I'm gonna start early...

Top 5 Things about Today:

  1. Party (duh)
  2. Allergy meds made me hyper
  3. Cordouroys (sp?)
  4. Soup
  5. Figured out where the melody from Zero 7's "Waiting Line" came from...Groove Armada's "Little By Little". Shit Zero 7, you be stealin' like The Cheese.
  6. Ski season starts in like a month & I've already found cheap tickets to Gunnison. Woot woot!

Okay, so I lied, top 6. But it wasn't a BAD lie. A bad lie is like if you poop in your pants & then somebody asks you if you crapped in your pants but you say no & they're all like "dude, we see a load in your pants & you fuckin' stink & you LIED so now you're a poopy-pantsed LIAR".

Woah, where'd that come from?

Allergy meds.
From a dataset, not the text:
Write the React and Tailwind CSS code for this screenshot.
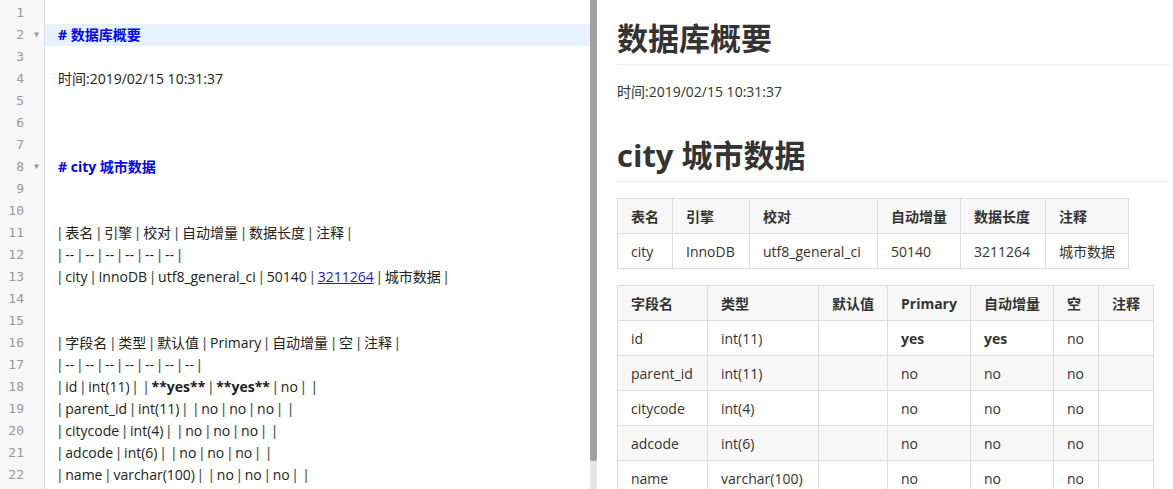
import React from "react";

const font = "font-['Open_Sans','Noto_Sans_CJK_SC',sans-serif]";

const Pipe = () => (
  <span className="text-[#555] font-['Liberation_Sans',sans-serif]">|</span>
);

// split a markdown table row into pipes + cells
function Row({ cells }) {
  return (
    <>
      <Pipe />
      {cells.map((c, i) => (
        <React.Fragment key={i}>
          {" "}
          {c}
          {" "}
          <Pipe />
        </React.Fragment>
      ))}
    </>
  );
}

const strong = (t) => <b className="font-bold">**{t}**</b>;

const lines = [
  null,
  { head: "# 数据库概要", active: true },
  null,
  "时间:2019/02/15 10:31:37",
  null,
  null,
  null,
  { head: "# city 城市数据" },
  null,
  null,
  <Row cells={["表名", "引擎", "校对", "自动增量", "数据长度", "注释"]} />,
  <Row cells={["--", "--", "--", "--", "--", "--"]} />,
  <Row
    cells={[
      "city",
      "InnoDB",
      "utf8_general_ci",
      "50140",
      <span className="text-[#1a1ad0] underline">3211264</span>,
      "城市数据",
    ]}
  />,
  null,
  null,
  <Row cells={["字段名", "类型", "默认值", "Primary", "自动增量", "空", "注释"]} />,
  <Row cells={["--", "--", "--", "--", "--", "--", "--"]} />,
  <Row cells={["id", "int(11)", "", strong("yes"), strong("yes"), "no", ""]} />,
  <Row cells={["parent_id", "int(11)", "", "no", "no", "no", ""]} />,
  <Row cells={["citycode", "int(4)", "", "no", "no", "no", ""]} />,
  <Row cells={["adcode", "int(6)", "", "no", "no", "no", ""]} />,
  <Row cells={["name", "varchar(100)", "", "no", "no", "no", ""]} />,
];

function Editor() {
  return (
    <div className="flex w-[590px] h-full overflow-hidden bg-white pt-[2px]">
      <div className="w-[45px] shrink-0 bg-[#f7f7f7] border-r border-[#dddddd] -mt-[2px] pt-[2px]">
        {lines.map((l, i) => (
          <div
            key={i}
            className="h-[22px] leading-[22px] flex items-center text-[13px] text-[#999] font-['DejaVu_Sans_Mono',monospace]"
          >
            <span className="w-[25px] text-right pr-[1px]">{i + 1}</span>
            {l && l.head && (
              <span className="ml-[9px] text-[8px] text-[#999]">▼</span>
            )}
          </div>
        ))}
      </div>
      <div className="flex-1 min-w-0">
        {lines.map((l, i) => {
          const isHead = l && l.head;
          return (
            <div
              key={i}
              className={`h-[22px] leading-[22px] pl-[13px] whitespace-pre text-[14px] text-[#222] ${font} ${
                isHead && l.active ? "bg-[#e8f2fe]" : ""
              }`}
            >
              {isHead ? (
                <span className="text-[#0000ff] font-bold">{l.head}</span>
              ) : (
                l
              )}
            </div>
          );
        })}
      </div>
    </div>
  );
}

function Scrollbar() {
  return (
    <div className="w-[7px] h-full bg-[#e6e6e6] flex flex-col">
      <div className="h-[461px] bg-[#a0a0a0] rounded-b-[2px]" />
    </div>
  );
}

const th = "border border-[#dddddd] bg-[#f8f8f8] px-[13px] h-[35px] text-left font-bold";
const td = "border border-[#dddddd] px-[13px] h-[35px] text-left font-normal";

function Preview() {
  const t1w = ["w-[55px]", "w-[77px]", "w-[128px]", "w-[83px]", "w-[85px]", "w-[83px]"];
  const t1h = ["表名", "引擎", "校对", "自动增量", "数据长度", "注释"];
  const t1r = ["city", "InnoDB", "utf8_general_ci", "50140", "3211264", "城市数据"];

  const t2w = ["w-[90px]", "w-[111px]", "w-[69px]", "w-[83px]", "w-[83px]", "w-[45px]", "w-[55px]"];
  const t2h = ["字段名", "类型", "默认值", "Primary", "自动增量", "空", "注释"];
  const t2rows = [
    ["id", "int(11)", "", "yes", "yes", "no", "", true],
    ["parent_id", "int(11)", "", "no", "no", "no", ""],
    ["citycode", "int(4)", "", "no", "no", "no", ""],
    ["adcode", "int(6)", "", "no", "no", "no", ""],
    ["name", "varchar(100)", "", "no", "no", "no", ""],
  ];

  return (
    <div className={`flex-1 min-w-0 h-full overflow-hidden bg-white pl-[20px] pr-[3px] text-[14px] text-[#333] ${font}`}>
      <h1 className="mt-[18px] leading-[40px] text-[31px] font-bold border-b border-[#eeeeee] pb-[6px]">
        数据库概要
      </h1>
      <p className="mt-[16px] leading-[22px]">时间:2019/02/15 10:31:37</p>
      <h1 className="mt-[32px] leading-[40px] text-[31px] font-bold border-b border-[#eeeeee] pb-[6px]">
        city 城市数据
      </h1>
      <table className="mt-[16px] border-collapse table-fixed">
        <thead>
          <tr>
            {t1h.map((h, i) => (
              <th key={i} className={`${th} ${t1w[i]}`}>
                {h}
              </th>
            ))}
          </tr>
        </thead>
        <tbody>
          <tr>
            {t1r.map((c, i) => (
              <td key={i} className={td}>
                {c}
              </td>
            ))}
          </tr>
        </tbody>
      </table>
      <table className="mt-[16px] border-collapse table-fixed">
        <thead>
          <tr>
            {t2h.map((h, i) => (
              <th key={i} className={`${th} ${t2w[i]}`}>
                {h}
              </th>
            ))}
          </tr>
        </thead>
        <tbody>
          {t2rows.map((r, ri) => (
            <tr key={ri} className={ri % 2 === 1 ? "bg-[#f8f8f8]" : "bg-white"}>
              {r.slice(0, 7).map((c, i) => (
                <td
                  key={i}
                  className={`${td} ${r[7] && (i === 3 || i === 4) ? "!font-bold" : ""}`}
                >
                  {c}
                </td>
              ))}
            </tr>
          ))}
        </tbody>
      </table>
    </div>
  );
}

export default function App() {
  return (
    <div className="flex w-[1173px] h-[489px] overflow-hidden bg-white">
      <Editor />
      <Scrollbar />
      <Preview />
    </div>
  );
}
Speaking of allergies...I snuggled into bed last night under my comfy comforter, Merlin (the testi-less faced cat) curled up by my head & had a dream. Yes, I had a dream. It was about a whole bunch of stuff but the most vivid part was that I got stung by two bees, one on each hand.

I hope I'm not psychic.

Anyhow, the stings only swelled to the size of a quarter & I was happy about that. But then I pushed some venom out & the stinger came out, too. But it wasn't a stinger, it was a cat claw.

Happy weekend & stay off the crack.

Thursday, October 06, 2005

It's Ulcer Time


Seriously, I think I'm dying. I'm getting an ulcer & stuff. I swear. I think that maybe work should pay for a week-long "rejuvination trip" to somewhere in like New Mexico or Arizona or something. One of those mystical places where I can do yoga & talk with ghosts of Native Americans & shit. A friend of mine did that but she went all the way to India. She said it was awesome & I believe her.

Maybe I should just make sure that I go to my bed because everytime I sleep on the couch this happens. But seriously, this time it's totally an ulcer. I swear. Black coffee doesn't seem to be helping at all.

The proof is in the pudding.

First of all, where is this proof pudding? I've been hearing this phrase for years now & every time I eat pudding I prove nothing more than that I still like pudding. Especially vanilla pudding. No new mathematical epiphanies are happening here. I'm not inventing new methods of directed evolution. Although, I don't know how you could directly evolve anything other than how it's already directedly evolving but whatever. See, no proofs. Failure.

I'm having a party tomorrow. It will be awesome. It will be fun. I am sorry if you can't be there. You will miss a fun party. Instead, you should come & carve pumpkins with us in a couple of weeks when I get back from visiting my dad. My dad's going to take me to a party. But I don't think that it's the same sort of party as tomorrow. Something official with the hospital where he works now or something. I'll make sure to wear a very pretty dress.

Speaking of pretty dresses...I'm going to be in the Nutcracker this year. I will get to wear a pretty dress in that, too, & I'll get to prance around on stage. This, too, will be awesome. More details to come.

This uneventful post brought to you by the lack of proof pudding & a raging enferno in my stomach.